Viagem ao fundo do ego


Mara Narciso

            Na minha visão de mundo, nada poderá ser mais importante do que a satisfação imediata dos meus desejos. A minha saciedade plena em todos os sentidos é a razão de ser do meu universo pessoal. Os meus pensamentos não serão conhecidos, mas serão adivinhados. E que não precise acontecer um olhar, ou um leve oscilar de dedos, ainda que a minha mão permaneça suave sobre a mesa. Não suportarei, por menor que seja, nenhuma contrariedade. Eu não tenho sonhos, eu não tenho aspirações, eu tenho prazeres sanados de forma antecipada. Para mim não existem os outros, a menos que possam prover a minha sanha de satisfação. Não existe dentro de mim nenhuma paciência ou compreensão. Falhas serão cobradas com açoites, e caso se repitam, um tiro na nuca, ainda que figurado,  ocorrerá para a família pagar o projétil.
Após uma mínima falha, caso venha de joelhos beijar a minha mão, e lamber meus pés, não lhe lançarei nem mesmo um olhar. Não gasto nada com pessoas desprezíveis. O que dizem de mim, desconheço, e acho que ruins são os demais. Não tenho sentimentos e algumas vezes nem mesmo pensamentos outros que não sejam para o meu prazer de egoísta insaciável. O que me importam os outros? São meras figurações para que eu brilhe. O centro do mundo sou eu, e que os meus serviçais resolvam qualquer imprevisto, sem que seja necessário vir ao meu conhecimento. Não gasto décimos do meu tempo nomeando problemas.

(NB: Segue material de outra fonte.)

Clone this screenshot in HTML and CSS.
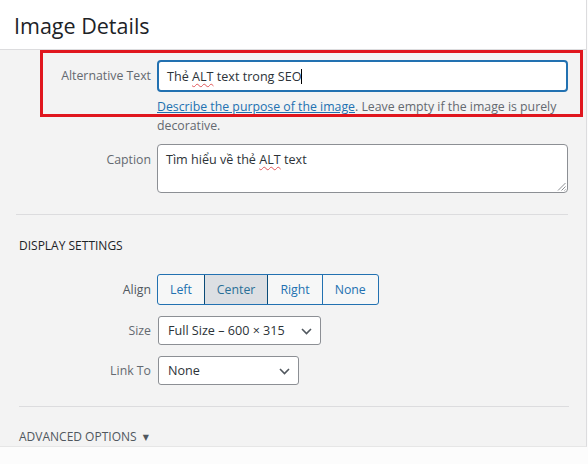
FILE: index.html
```html
<!DOCTYPE html>
<html>
<head>
<meta charset="utf-8">
<link rel="stylesheet" href="styles.css">
</head>
<body>
<div class="page">
  <header class="header"><h1 class="title">Image Details</h1></header>
  <main class="panel">
    <div class="highlight"></div>
    <div class="row">
      <div class="label label-input">Alternative Text</div>
      <div class="control">
        <div class="input focused"><span>Thẻ <span class="spell">ALT</span> text trong SEO</span><span class="caret"></span></div>
        <p class="help"><a class="link" href="#">Describe the purpose of the image</a>. Leave empty if the image is purely<br>decorative.</p>
      </div>
    </div>
    <div class="row row-caption">
      <div class="label label-area">Caption</div>
      <div class="control">
        <div class="textarea">Tìm hiểu về thẻ <span class="spell">ALT</span> text
          <svg class="grip" width="9" height="9" viewBox="0 0 9 9"><path d="M8.5 1 L1 8.5 M8.5 4.5 L4.5 8.5 M8.5 7.5 L7.5 8.5" stroke="#8c8f94" stroke-width="1" fill="none"/></svg>
        </div>
      </div>
    </div>
    <hr class="sep sep-first">
    <h2 class="section">Display Settings</h2>
    <div class="row row-align">
      <div class="label label-btn">Align</div>
      <div class="control">
        <div class="btn-group">
          <span class="btn">Left</span>
          <span class="btn pressed">Center</span>
          <span class="btn">Right</span>
          <span class="btn">None</span>
        </div>
      </div>
    </div>
    <div class="row row-select">
      <div class="label label-select">Size</div>
      <div class="control">
        <div class="select select-size"><span>Full Size – 600 × 315</span>
          <svg class="chev" width="11" height="7" viewBox="0 0 11 7"><polyline points="1,1 5.5,5.5 10,1" fill="none" stroke="#50575e" stroke-width="1.6"/></svg>
        </div>
      </div>
    </div>
    <div class="row row-select">
      <div class="label label-select">Link To</div>
      <div class="control">
        <div class="select select-link"><span>None</span>
          <svg class="chev" width="11" height="7" viewBox="0 0 11 7"><polyline points="1,1 5.5,5.5 10,1" fill="none" stroke="#50575e" stroke-width="1.6"/></svg>
        </div>
      </div>
    </div>
    <hr class="sep sep-second">
    <div class="advanced">Advanced Options <span class="arrow">▼</span></div>
  </main>
</div>
</body>
</html>
```

FILE: styles.css
```css
* { box-sizing: border-box; }
html, body { margin: 0; padding: 0; }
body {
  background: #fcfcfc;
  font-family: "Open Sans", "Noto Sans", "DejaVu Sans", sans-serif;
  font-size: 12.3px;
  color: #2c3338;
  width: 588px;
  height: 464px;
  overflow: hidden;
}
.page { width: 588px; }
.header {
  height: 50px;
  background: #ffffff;
  border-bottom: 1px solid #dcdcde;
  border-right: 1px solid #dcdcde;
  width: 587px;
  padding-left: 14px;
}
.title {
  margin: 0;
  font-size: 21.5px;
  font-weight: 500;
  line-height: 51px;
  color: #1d2327;
}
.panel {
  position: relative;
  width: 587px;
  height: 397px;
  background: #f3f3f3;
  border-right: 1px solid #dcdcde;
  border-bottom: 1px solid #e6e6e6;
  padding: 10px 0 0 16px;
}
.highlight {
  position: absolute;
  left: 40px;
  top: 0px;
  width: 543px;
  height: 67px;
  border: 3px solid #e0161e;
  pointer-events: none;
}
.row {
  display: grid;
  grid-template-columns: 135px 411px;
  column-gap: 6px;
  width: 552px;
}
.label {
  text-align: right;
  color: #646970;
  white-space: nowrap;
}
.label-input { line-height: 32px; }
.label-area { padding-top: 6px; line-height: 19px; }
.label-btn { line-height: 31px; color: #50575e; }
.label-select { line-height: 29px; }
.input {
  height: 32px;
  background: #fff;
  border: 2px solid #2271b1;
  border-radius: 4px;
  padding: 0 8px;
  display: flex;
  align-items: center;
  font-size: 12.6px;
  color: #2c3338;
}
.caret {
  display: inline-block;
  width: 1px;
  height: 15px;
  background: #000;
  margin-left: 0px;
}
.spell {
  text-decoration: underline wavy #e0575a;
  text-decoration-thickness: 1px;
  text-underline-offset: 2px;
}
.help {
  margin: 5px 0 0 0;
  line-height: 19px;
  color: #646970;
}
.link {
  color: #2271b1;
  text-decoration: underline;
}
.row-caption { margin-top: 9px; }
.textarea {
  position: relative;
  height: 49px;
  background: #fff;
  border: 1px solid #8c8f94;
  border-radius: 4px;
  padding: 5px 8px;
  line-height: 19px;
  font-size: 12.6px;
  color: #2c3338;
}
.grip {
  position: absolute;
  right: 1px;
  bottom: 1px;
}
.sep {
  border: 0;
  height: 1px;
  background: #dcdcde;
  margin: 0;
}
.sep-first { width: 552px; margin-top: 21px; }
.sep-second { width: 550px; margin-left: 3px; margin-top: 21px; }
.section {
  margin: 21px 0 0 3px;
  font-size: 12px;
  font-weight: 400;
  line-height: 19px;
  text-transform: uppercase;
  color: #1d2327;
}
.row-align { margin-top: 19px; }
.btn-group {
  display: inline-flex;
  height: 31px;
  border: 1px solid #2271b1;
  border-radius: 3px;
  background: #f6f7f7;
  overflow: hidden;
}
.btn {
  display: flex;
  align-items: center;
  padding: 0 12px;
  color: #2271b1;
  border-left: 1px solid #2271b1;
}
.btn:first-child { border-left: 0; }
.btn.pressed {
  background: #dcdfe3;
  color: #2a6f97;
  border-left: 1px solid #0a4b78;
  border-right: 1px solid #0a4b78;
}
.btn.pressed + .btn { border-left: 0; }
.row-select { margin-top: 11px; }
.select {
  height: 29px;
  margin-left: 1px;
  background: #fff;
  border: 1px solid #8c8f94;
  border-radius: 3px;
  display: flex;
  align-items: center;
  justify-content: space-between;
  padding: 0 8px 0 9px;
  font-size: 12.6px;
  color: #2c3338;
}
.select-size { width: 163px; }
.select-link { width: 141px; }
.chev { margin-top: 1px; }
.advanced {
  margin: 20px 0 0 3px;
  line-height: 19px;
  font-size: 12px;
  text-transform: uppercase;
  color: #50575e;
}
.arrow {
  font-size: 8px;
  vertical-align: 1px;
  margin-left: 3px;
  color: #50575e;
}
```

Tudo gira em torno de resoluções para a minha paz e sossego. Jamais perco a compostura, ou me movo. Respiro de forma tão sutil que nem mesmo embaço um espelho, caso coloquem algum deles perto da minha boca suave. Não existe suor, não exalo nenhum odor. Meu alimento é o néctar, e as excreções somem no ar como fluidos incorpóreos invisíveis.

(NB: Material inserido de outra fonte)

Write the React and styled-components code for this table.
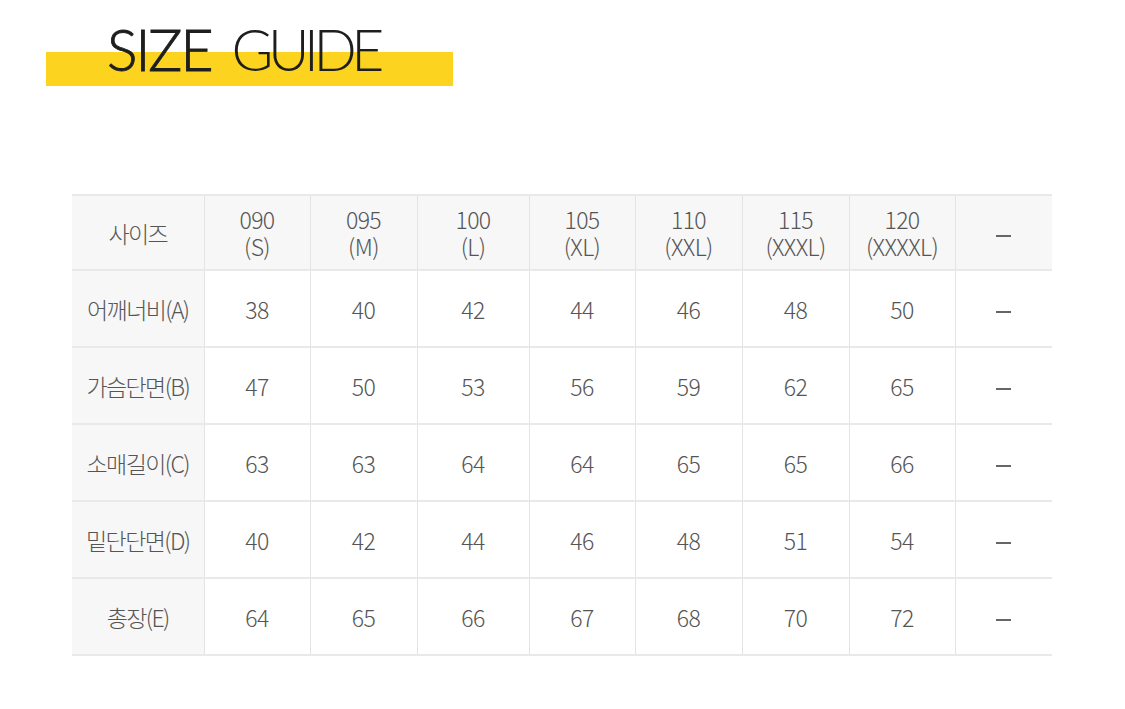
import React from "react";
import styled, { createGlobalStyle } from "styled-components";

const Global = createGlobalStyle`
  html, body { margin: 0; padding: 0; background: #fff; }
  body { font-family: "Noto Sans CJK KR", "Noto Sans", sans-serif; }
`;

const Page = styled.div`
  width: 1125px;
  height: 709px;
  background: #fff;
  overflow: hidden;
`;

const TitleBand = styled.div`
  margin-left: 46px;
  width: 407px;
  height: 86px;
  background: linear-gradient(to bottom, transparent 52px, #fcd420 52px, #fcd420 86px);
  display: flex;
  align-items: flex-end;
  padding-left: 61px;
  box-sizing: border-box;
`;

const Title = styled.h1`
  margin: 0 0 8px 0;
  font-family: "Lato", "Liberation Sans", sans-serif;
  font-size: 57px;
  line-height: 57px;
  color: #1e1e1e;
  font-weight: 300;
  white-space: nowrap;
`;

const Word = styled.span`
  font-weight: 300;
  letter-spacing: ${(p) => (p.$light ? "-5.4px" : "-2px")};
  -webkit-text-stroke: ${(p) => (p.$light ? "0" : "0.9px #1e1e1e")};
  margin-left: ${(p) => (p.$gap ? "20px" : "0")};
`;

const TableWrap = styled.div`
  margin: 108px 0 0 72px;
  width: 980px;
`;

const Table = styled.table`
  width: 980px;
  border-collapse: collapse;
  table-layout: fixed;
  border-top: 2px solid #e9e9e9;
  border-bottom: 2px solid #e9e9e9;
`;

const Row = styled.tr`
  height: ${(p) => (p.$head ? "75px" : "77px")};
  background: ${(p) => (p.$head ? "#f7f7f7" : "#fff")};
  & + & { border-top: 2px solid #e9e9e9; }
`;

const Cell = styled.td`
  padding: 0;
  text-align: center;
  vertical-align: middle;
  font-size: 23px;
  line-height: 28px;
  font-weight: 300;
  letter-spacing: ${(p) => (p.$label ? "-1.6px" : "-0.6px")};
  color: #555;
  background: ${(p) => (p.$label ? "#f7f7f7" : "inherit")};
  border-left: ${(p) => (p.$first ? "none" : "1px solid #e4e4e4")};
`;

const Line = styled.span`
  display: block;
  line-height: 27px;
`;

const Dash = styled.span`
  display: inline-block;
  width: 15px;
  height: 2px;
  background: #666;
  vertical-align: middle;
`;

const widths = [132, 106, 107, 112, 106, 107, 107, 106, 97];

const head = [
  ["090", "(S)"],
  ["095", "(M)"],
  ["100", "(L)"],
  ["105", "(XL)"],
  ["110", "(XXL)"],
  ["115", "(XXXL)"],
  ["120", "(XXXXL)"],
];

const rows = [
  ["어깨너비(A)", [38, 40, 42, 44, 46, 48, 50]],
  ["가슴단면(B)", [47, 50, 53, 56, 59, 62, 65]],
  ["소매길이(C)", [63, 63, 64, 64, 65, 65, 66]],
  ["밑단단면(D)", [40, 42, 44, 46, 48, 51, 54]],
  ["총장(E)", [64, 65, 66, 67, 68, 70, 72]],
];

export default function App() {
  return (
    <Page>
      <Global />
      <TitleBand>
        <Title>
          <Word>SIZE</Word>
          <Word $light $gap>GUIDE</Word>
        </Title>
      </TitleBand>
      <TableWrap>
        <Table>
          <colgroup>
            {widths.map((w, i) => (
              <col key={i} style={{ width: w }} />
            ))}
          </colgroup>
          <tbody>
            <Row $head>
              <Cell $first $label>사이즈</Cell>
              {head.map(([a, b]) => (
                <Cell key={a}>
                  <Line>{a}</Line>
                  <Line>{b}</Line>
                </Cell>
              ))}
              <Cell><Dash aria-label="–" /></Cell>
            </Row>
            {rows.map(([label, vals]) => (
              <Row key={label}>
                <Cell $first $label>{label}</Cell>
                {vals.map((v, i) => (
                  <Cell key={i}>{v}</Cell>
                ))}
                <Cell><Dash aria-label="–" /></Cell>
              </Row>
            ))}
          </tbody>
        </Table>
      </TableWrap>
    </Page>
  );
}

            Tédio, monotonia, existência vazia, nada para pensar amanhã? Debocho de tudo isso. São coisas humanas. Estou acima dos reles mortais. Tripudio sobre todos e qualquer um de vocês. Quem sou? Não gasto explicações com isso. Por exceção, hoje estou a diluir pelo ar, de forma magnânima, algo que possam compreender. Estou numa dimensão muito além do que a mente humana possa idealizar. Pessoas que se mostram indiferentes, me perguntam se tive pai e mãe, e se mamei num seio materno. Não sei. Na construção da minha superioridade e autossuficiência, isso pouco importa.
Para ser como eu, indiferente aos sentimentos humanos e suas mediocridades, tive um início de existência que não importa quando e nem onde. Atingi esta situação de equilíbrio idealizado e jamais alcançado. Sou e isso é suficiente. Aqui no meu estado espiritual não há medo, nem dor, nem qualquer incômodo, por menor que seja. Estar assim é bom. Minha apatia com o sofrimento é tal, que nem penso nisso. Devo ser aquele alguém que os psiquiatras juristas chamam de mente psicopata.

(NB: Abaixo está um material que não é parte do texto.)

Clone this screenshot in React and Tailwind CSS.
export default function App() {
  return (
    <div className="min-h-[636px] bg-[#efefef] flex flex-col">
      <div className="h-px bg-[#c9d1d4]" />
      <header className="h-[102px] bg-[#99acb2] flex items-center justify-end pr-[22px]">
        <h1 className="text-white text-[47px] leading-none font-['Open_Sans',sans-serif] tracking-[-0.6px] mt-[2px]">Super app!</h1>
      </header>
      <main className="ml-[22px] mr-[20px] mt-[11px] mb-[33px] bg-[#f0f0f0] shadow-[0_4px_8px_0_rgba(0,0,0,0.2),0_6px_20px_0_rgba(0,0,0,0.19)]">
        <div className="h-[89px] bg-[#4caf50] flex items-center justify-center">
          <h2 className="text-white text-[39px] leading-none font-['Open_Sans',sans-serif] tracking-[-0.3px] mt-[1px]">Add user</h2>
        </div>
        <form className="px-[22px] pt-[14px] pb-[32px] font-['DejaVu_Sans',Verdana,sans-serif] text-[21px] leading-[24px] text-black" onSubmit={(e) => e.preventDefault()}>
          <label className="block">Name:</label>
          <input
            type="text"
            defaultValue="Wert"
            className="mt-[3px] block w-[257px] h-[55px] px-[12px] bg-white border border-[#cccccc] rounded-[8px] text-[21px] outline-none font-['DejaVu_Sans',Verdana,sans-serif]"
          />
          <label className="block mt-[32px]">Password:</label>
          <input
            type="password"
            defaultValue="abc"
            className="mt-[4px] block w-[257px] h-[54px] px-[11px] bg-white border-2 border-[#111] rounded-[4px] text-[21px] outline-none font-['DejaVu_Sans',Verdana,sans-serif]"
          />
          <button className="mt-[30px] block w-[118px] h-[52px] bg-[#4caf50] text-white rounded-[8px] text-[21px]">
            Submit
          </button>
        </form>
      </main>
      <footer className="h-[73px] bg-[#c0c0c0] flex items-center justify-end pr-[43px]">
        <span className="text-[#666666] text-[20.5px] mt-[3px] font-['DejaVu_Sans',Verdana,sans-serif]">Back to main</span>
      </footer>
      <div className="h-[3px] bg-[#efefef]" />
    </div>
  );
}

Eu não mato o corpo, eu mato a alma, com frieza e indiferença. Eu roubo a paz. Eu trago a guerra de espírito. É a mesma coisa, quase, e fico impune. Membros esperneantes não me sensibilizam. A lei não me alcança e nada pode fazer contra mim. Nisso sou imortal e gozo de inalcançável impunidade. O meu prazer é destruir pessoas, jogá-las ao leu, triturá-las, reduzi-las a pó. E quando me perguntam se isso não é aborrecido, respondo que nessa arena, mando eu, dou todas as cartas, incluo e excluo ao meu bel prazer, e ao final, dou a minha risadinha de desdém.
Obedeçam-me. Afinal, o mundo que coordeno é todo meu. Embora me pareça com um príncipe, sou um semideus das profundezas. Talvez seja imortal. Ainda que não gostem dos meus métodos, é assim que sou. E o melhor: eu não me importo se gostam ou não de mim.